A few weeks ago, someone from Rajasthan kindly gifted us a box of til papad, and that brought all the memories back.
Digging a little deeper into Beawar, I found that it was not one of the ancient cities of Rajasthan, the story of whose founding is part-history, part-mythology. Beawar was established by a British officer, Colonel Charles George Dixon, in the 19th century as a military cantonment. Situated as it is at a tri-junction of Jodhpur, Jaipur and Udaipur, it gained and still retains importance as a trading centre.
The people of the area were apparently as brave and war-like as from any other part of Rajasthan, and the British had a healthy respect for them. One source tells me that the name ‘Beawar’ originated from the term ‘Be aware’.

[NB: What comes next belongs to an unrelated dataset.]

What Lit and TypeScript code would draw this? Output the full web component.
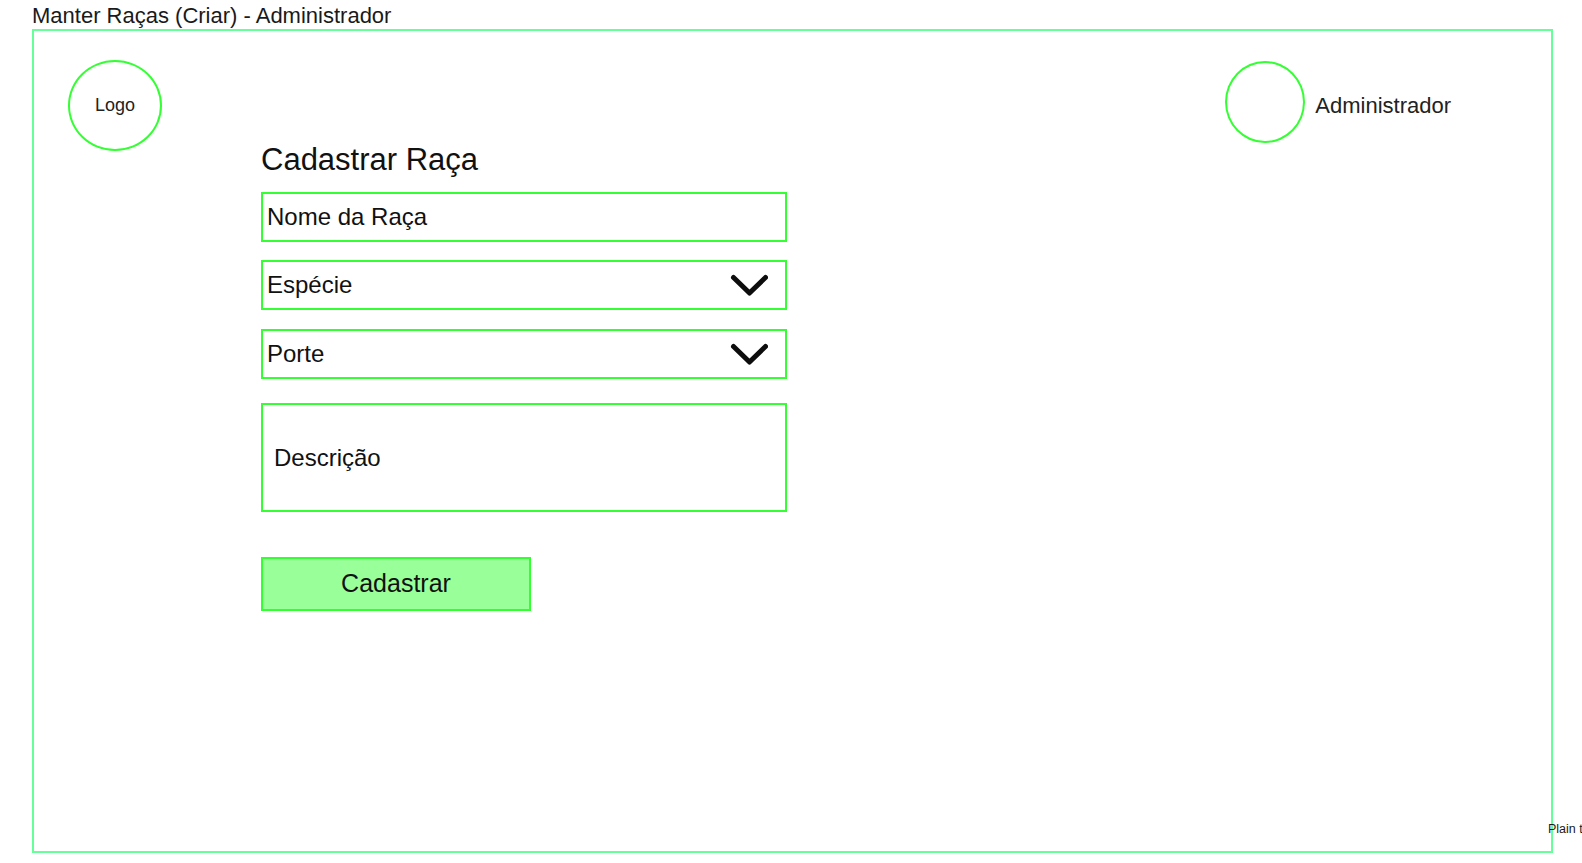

In recent history, Beawar’s claim to fame is its link to the Right to Information (RTI) movement. The RTI movement started with a number of activists demanding transparency, after conducting investigations into wide-spread corruption at panchayat and block levels. The then-CM of Rajasthan, Mr. Bhairon Singh Shekawat assured them he would bring in RTI. But even after a year, this did not happen. So on April 5, 1996, thousands of citizens and activists congregated in Beawar. The protest took place at a busy traffic roundabout called Chang Gate, and lasted 40 days. This laid the foundation for the RTI being brought in.
So sweet little Beawar is strong too!